··· Data to process

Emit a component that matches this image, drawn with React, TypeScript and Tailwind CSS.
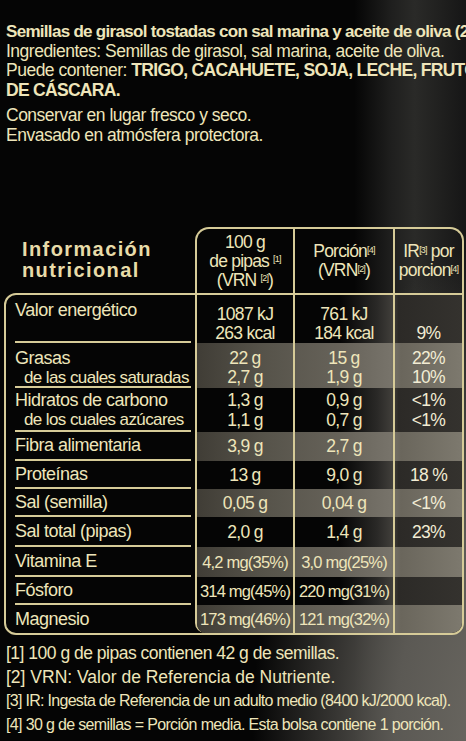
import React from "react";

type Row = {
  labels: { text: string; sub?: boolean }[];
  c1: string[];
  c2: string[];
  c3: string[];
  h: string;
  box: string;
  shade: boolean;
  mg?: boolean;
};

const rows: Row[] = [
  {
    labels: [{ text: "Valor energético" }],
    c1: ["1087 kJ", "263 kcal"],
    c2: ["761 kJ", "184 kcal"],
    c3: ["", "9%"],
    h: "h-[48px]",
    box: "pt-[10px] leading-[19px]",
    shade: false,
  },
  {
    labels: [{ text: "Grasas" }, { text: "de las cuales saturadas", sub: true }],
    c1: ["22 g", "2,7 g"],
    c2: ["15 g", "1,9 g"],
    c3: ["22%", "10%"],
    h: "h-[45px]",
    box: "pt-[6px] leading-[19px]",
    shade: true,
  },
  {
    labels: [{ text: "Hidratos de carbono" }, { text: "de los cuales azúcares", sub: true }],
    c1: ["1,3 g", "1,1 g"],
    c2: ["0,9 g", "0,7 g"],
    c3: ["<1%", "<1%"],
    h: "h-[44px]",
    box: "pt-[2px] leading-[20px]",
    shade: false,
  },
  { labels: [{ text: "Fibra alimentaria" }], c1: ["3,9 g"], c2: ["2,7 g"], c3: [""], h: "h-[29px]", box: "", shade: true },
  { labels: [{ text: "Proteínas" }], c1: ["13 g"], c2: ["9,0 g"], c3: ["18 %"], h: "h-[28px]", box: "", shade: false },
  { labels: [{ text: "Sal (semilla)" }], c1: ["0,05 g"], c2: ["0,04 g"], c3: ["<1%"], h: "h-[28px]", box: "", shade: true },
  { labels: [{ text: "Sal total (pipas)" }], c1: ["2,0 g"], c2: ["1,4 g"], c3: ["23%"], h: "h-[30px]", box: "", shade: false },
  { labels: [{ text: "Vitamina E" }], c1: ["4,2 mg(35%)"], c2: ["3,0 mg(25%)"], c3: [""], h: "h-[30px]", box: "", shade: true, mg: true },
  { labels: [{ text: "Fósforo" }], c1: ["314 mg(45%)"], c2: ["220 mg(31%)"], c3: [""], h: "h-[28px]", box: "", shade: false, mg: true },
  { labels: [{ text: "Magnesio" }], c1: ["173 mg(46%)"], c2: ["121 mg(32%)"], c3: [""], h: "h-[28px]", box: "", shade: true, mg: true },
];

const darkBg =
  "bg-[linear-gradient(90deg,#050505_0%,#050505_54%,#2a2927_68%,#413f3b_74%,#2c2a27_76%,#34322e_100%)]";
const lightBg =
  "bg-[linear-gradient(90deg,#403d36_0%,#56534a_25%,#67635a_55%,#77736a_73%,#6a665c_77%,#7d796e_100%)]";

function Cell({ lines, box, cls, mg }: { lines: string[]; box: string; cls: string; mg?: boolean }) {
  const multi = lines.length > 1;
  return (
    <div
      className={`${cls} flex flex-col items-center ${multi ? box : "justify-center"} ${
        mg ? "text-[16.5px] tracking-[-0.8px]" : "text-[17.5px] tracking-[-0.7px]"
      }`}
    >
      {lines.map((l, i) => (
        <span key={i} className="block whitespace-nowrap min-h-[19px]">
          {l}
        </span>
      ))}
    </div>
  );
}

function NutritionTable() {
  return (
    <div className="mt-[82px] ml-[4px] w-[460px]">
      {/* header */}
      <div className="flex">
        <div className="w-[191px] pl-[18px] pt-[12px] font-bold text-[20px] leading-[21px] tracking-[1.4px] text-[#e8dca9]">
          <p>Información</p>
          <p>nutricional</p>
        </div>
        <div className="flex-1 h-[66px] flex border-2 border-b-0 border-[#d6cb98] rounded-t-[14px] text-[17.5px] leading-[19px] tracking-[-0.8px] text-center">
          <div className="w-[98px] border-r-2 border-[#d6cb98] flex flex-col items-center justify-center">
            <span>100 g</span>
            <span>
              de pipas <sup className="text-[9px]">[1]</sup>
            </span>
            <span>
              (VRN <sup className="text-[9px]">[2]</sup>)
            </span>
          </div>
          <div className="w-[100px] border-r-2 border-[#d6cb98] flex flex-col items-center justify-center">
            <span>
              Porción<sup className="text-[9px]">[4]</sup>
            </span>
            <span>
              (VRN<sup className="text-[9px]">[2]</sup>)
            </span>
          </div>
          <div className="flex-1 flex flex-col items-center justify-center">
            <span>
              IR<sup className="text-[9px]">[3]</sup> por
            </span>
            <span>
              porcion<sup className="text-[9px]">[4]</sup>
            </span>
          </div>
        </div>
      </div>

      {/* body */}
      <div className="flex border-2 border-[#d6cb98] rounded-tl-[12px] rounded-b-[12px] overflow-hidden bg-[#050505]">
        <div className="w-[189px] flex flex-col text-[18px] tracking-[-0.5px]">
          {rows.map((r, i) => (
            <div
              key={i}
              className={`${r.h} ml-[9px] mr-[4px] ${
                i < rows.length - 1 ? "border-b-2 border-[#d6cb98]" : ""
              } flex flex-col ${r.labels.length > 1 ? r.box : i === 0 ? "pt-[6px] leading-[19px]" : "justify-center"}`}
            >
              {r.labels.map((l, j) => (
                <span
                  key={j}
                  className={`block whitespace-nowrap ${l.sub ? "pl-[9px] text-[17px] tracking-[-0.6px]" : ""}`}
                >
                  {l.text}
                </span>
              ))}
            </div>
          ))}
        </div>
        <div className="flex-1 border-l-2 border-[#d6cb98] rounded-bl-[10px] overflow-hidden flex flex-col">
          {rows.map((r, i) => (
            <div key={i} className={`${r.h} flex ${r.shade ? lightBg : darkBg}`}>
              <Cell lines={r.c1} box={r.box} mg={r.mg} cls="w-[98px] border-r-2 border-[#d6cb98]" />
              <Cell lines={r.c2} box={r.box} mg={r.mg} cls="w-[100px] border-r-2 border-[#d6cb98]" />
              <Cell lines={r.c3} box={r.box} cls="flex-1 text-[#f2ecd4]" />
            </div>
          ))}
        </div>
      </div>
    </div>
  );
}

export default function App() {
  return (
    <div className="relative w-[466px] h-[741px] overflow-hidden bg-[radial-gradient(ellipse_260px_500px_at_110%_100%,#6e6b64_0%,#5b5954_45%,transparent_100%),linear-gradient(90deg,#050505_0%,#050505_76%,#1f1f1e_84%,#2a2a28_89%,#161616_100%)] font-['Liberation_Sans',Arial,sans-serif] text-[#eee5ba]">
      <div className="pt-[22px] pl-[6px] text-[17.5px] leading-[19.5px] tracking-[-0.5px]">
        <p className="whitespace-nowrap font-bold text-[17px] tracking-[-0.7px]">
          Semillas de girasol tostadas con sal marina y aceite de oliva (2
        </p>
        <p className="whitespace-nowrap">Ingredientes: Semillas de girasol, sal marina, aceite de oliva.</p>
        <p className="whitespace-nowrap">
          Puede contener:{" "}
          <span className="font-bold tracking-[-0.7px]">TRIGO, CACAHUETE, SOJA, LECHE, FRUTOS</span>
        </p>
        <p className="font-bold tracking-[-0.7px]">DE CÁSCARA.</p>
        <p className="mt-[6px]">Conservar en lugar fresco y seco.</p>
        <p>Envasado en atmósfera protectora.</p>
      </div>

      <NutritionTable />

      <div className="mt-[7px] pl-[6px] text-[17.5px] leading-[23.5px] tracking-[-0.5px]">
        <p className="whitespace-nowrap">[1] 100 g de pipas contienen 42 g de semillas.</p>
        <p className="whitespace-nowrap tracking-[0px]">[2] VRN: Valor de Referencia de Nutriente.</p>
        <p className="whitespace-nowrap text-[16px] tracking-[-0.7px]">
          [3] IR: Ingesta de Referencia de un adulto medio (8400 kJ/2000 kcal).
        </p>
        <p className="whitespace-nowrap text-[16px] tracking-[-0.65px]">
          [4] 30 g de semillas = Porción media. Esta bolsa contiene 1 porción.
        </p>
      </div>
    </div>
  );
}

······
··· Data to process

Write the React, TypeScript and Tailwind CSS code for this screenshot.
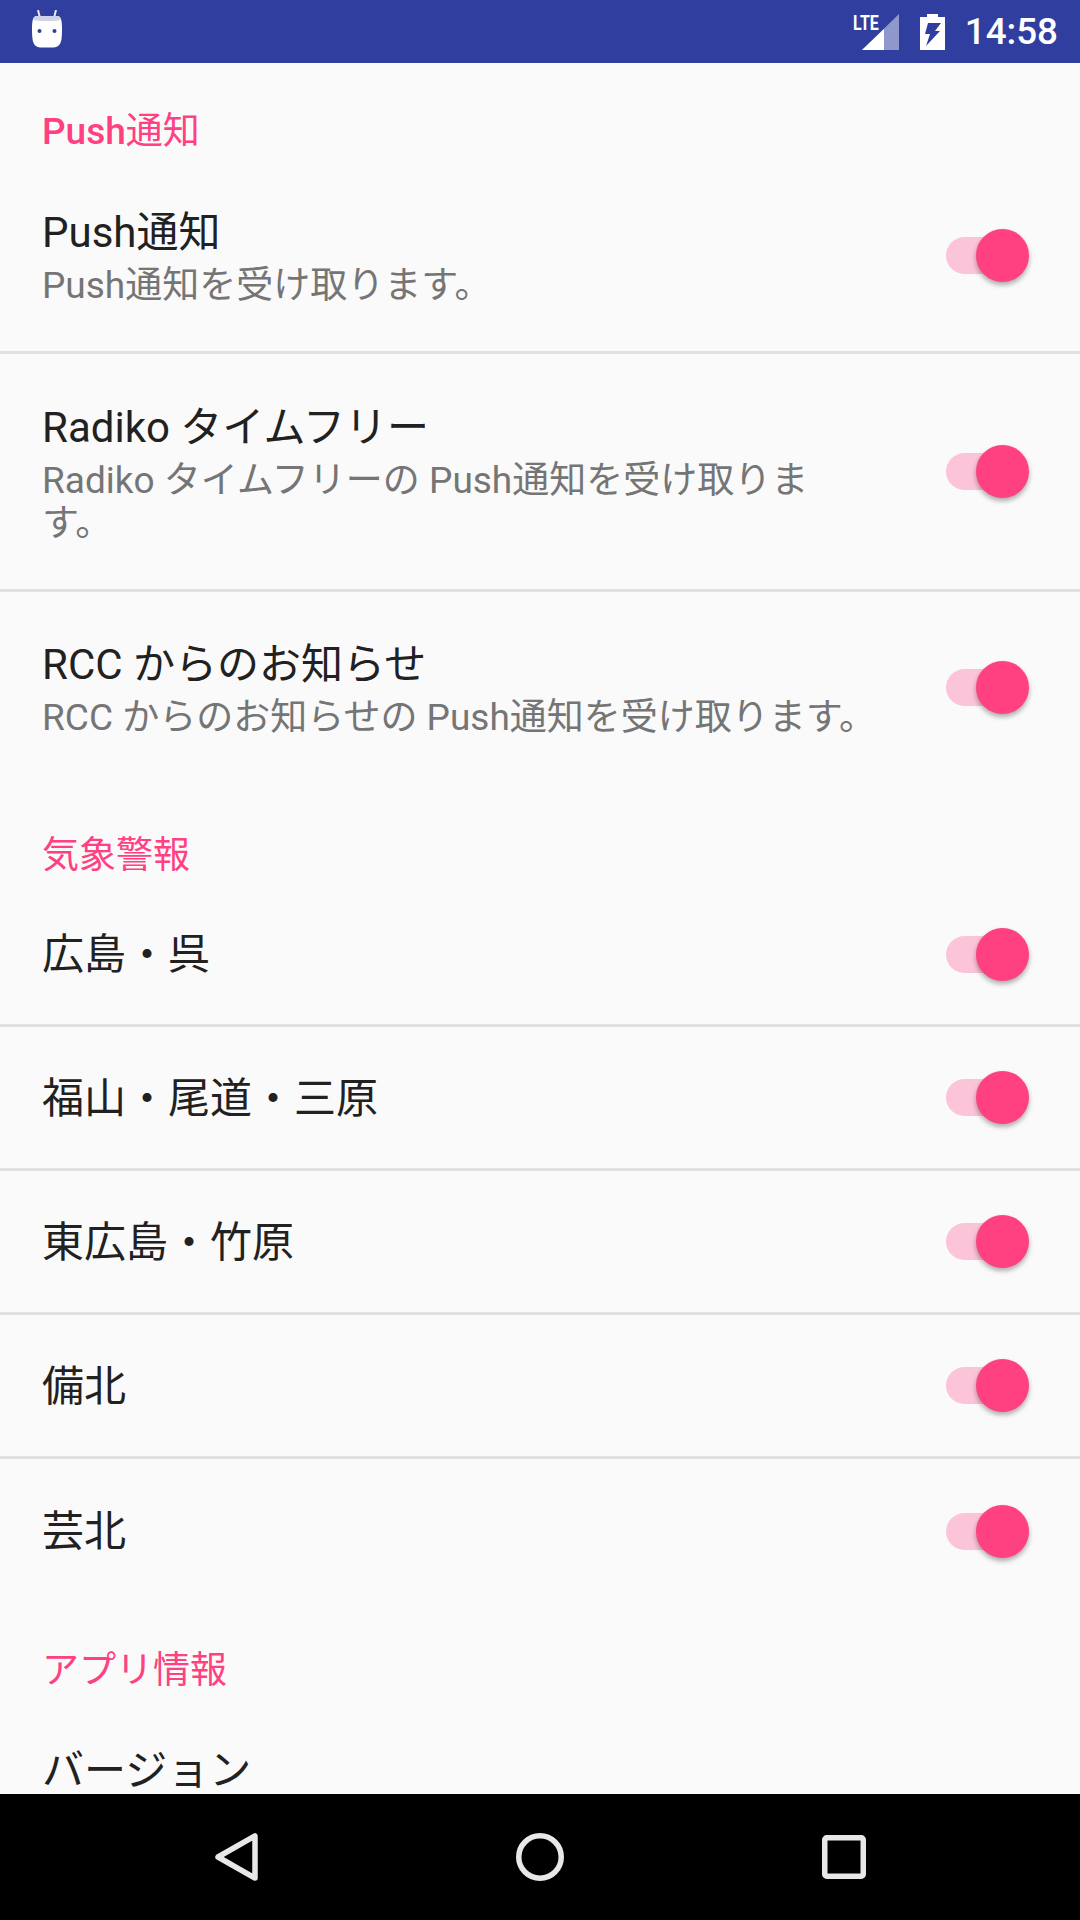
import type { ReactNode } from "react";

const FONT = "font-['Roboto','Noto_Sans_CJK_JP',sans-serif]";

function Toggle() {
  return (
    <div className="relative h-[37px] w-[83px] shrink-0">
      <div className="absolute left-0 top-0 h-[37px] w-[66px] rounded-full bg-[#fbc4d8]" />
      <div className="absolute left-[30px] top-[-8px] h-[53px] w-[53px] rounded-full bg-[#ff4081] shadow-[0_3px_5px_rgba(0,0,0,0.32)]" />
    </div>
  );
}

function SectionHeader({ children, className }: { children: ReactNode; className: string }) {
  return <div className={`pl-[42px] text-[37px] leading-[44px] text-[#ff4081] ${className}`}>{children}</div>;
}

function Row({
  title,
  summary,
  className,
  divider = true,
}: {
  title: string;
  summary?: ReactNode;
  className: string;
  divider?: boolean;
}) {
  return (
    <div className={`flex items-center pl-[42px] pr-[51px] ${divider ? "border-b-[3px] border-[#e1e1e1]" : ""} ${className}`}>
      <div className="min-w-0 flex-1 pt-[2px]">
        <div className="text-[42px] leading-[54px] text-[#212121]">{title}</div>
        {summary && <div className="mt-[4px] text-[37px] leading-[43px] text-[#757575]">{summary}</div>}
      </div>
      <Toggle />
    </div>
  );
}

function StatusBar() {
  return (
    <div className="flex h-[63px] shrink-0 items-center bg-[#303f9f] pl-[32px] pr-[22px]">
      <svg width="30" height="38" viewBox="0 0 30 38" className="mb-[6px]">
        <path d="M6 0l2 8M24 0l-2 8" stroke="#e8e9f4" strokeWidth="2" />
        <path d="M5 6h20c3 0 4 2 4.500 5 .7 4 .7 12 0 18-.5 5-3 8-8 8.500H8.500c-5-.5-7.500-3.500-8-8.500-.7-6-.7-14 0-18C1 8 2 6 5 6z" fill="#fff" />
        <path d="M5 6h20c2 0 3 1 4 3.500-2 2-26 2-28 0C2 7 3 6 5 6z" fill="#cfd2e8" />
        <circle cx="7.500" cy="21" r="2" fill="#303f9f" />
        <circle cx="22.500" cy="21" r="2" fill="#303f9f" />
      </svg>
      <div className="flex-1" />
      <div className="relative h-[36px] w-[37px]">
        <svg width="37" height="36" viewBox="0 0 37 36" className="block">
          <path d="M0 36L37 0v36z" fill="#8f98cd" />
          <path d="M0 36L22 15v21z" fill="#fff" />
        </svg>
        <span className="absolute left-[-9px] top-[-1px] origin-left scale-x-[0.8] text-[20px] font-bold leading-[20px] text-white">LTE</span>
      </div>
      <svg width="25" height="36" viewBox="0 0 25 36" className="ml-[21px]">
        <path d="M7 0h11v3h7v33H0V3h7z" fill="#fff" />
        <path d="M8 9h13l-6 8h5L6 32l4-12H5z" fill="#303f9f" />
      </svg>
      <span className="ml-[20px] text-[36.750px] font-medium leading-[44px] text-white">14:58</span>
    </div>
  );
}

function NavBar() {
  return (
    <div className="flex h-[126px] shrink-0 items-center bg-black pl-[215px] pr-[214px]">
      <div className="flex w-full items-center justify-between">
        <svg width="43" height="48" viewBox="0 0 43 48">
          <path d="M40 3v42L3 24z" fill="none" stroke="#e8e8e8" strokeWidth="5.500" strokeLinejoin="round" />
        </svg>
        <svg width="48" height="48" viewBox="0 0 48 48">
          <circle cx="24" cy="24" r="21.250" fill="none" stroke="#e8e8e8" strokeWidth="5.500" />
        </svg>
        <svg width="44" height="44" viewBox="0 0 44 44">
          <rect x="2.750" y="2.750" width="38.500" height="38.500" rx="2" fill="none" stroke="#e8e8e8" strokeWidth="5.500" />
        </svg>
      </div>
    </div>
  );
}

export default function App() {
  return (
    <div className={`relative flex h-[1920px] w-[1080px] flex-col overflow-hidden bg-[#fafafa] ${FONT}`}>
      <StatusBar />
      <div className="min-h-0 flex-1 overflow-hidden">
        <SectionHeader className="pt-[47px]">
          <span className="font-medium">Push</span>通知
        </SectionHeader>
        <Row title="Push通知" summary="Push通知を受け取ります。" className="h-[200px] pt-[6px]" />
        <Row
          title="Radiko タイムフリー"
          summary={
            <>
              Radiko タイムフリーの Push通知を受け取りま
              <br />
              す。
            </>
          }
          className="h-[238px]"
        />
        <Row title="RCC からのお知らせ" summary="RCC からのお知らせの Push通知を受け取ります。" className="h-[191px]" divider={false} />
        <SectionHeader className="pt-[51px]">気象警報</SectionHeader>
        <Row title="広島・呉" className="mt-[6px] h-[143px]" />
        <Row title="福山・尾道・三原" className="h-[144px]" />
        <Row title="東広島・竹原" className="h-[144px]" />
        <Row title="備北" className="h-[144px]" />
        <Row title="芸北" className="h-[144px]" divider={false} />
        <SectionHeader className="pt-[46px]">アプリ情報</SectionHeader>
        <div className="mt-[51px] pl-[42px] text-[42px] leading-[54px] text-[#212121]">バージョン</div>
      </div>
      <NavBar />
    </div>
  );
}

······
··· Data to process

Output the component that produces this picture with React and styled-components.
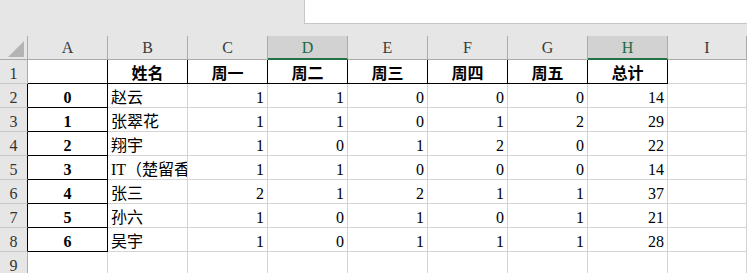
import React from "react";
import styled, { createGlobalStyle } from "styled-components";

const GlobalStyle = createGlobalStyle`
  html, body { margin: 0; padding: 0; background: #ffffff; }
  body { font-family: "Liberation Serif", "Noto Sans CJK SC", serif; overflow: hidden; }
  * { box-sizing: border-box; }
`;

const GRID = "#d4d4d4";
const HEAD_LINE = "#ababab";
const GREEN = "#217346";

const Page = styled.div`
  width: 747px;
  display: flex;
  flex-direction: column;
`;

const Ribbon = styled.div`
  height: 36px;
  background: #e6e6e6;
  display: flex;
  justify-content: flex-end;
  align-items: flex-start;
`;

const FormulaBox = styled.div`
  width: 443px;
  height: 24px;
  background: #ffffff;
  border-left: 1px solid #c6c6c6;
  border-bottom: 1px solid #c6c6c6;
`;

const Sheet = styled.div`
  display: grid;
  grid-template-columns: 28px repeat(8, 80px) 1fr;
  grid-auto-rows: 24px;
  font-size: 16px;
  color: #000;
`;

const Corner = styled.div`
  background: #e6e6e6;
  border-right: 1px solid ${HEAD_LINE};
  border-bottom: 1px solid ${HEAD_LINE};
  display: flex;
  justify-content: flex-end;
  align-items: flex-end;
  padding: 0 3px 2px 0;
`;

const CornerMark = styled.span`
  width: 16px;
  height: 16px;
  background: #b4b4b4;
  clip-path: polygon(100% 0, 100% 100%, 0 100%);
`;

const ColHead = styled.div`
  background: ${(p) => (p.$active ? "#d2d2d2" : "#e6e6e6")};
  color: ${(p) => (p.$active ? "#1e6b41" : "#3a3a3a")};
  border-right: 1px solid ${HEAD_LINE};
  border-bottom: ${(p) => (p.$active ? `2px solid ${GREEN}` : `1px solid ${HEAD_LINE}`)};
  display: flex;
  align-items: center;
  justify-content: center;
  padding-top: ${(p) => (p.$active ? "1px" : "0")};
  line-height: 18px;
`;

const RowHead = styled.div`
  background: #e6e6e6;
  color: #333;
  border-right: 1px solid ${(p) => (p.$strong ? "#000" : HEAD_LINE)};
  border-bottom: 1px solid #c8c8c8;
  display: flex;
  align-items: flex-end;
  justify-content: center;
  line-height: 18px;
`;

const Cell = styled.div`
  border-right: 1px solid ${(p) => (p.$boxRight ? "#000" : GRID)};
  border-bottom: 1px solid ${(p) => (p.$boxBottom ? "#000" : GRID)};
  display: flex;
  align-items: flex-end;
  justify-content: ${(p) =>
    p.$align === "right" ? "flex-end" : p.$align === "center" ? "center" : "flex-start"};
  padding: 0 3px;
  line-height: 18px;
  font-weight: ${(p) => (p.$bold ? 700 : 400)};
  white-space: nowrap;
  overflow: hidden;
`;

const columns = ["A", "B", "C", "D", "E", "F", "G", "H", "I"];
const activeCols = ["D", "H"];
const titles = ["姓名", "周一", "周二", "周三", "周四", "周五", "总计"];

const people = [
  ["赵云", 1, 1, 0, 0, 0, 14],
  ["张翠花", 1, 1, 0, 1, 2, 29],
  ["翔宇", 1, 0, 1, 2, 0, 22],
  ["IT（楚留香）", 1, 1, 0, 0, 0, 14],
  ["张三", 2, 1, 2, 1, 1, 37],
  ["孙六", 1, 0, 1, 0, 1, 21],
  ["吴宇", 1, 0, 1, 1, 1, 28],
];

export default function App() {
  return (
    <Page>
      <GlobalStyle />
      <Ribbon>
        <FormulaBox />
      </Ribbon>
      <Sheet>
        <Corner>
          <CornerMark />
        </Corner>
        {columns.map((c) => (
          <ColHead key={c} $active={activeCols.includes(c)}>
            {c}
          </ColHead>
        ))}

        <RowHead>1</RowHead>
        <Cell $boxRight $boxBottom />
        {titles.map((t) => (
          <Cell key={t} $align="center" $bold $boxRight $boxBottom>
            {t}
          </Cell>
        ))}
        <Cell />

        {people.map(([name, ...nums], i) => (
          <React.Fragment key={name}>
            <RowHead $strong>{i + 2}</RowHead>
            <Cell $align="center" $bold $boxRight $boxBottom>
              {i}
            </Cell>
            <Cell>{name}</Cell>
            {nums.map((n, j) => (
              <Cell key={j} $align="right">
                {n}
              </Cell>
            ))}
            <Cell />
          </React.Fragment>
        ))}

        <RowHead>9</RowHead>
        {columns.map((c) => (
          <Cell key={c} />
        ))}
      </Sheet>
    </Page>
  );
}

······

#### [Task statement]
Return each line among the entries that holds the word "with".

#### [Solution to the exercise]
Emit a component that matches this image, drawn with React, TypeScript and Tailwind CSS.
Output the component that produces this picture with React and styled-components.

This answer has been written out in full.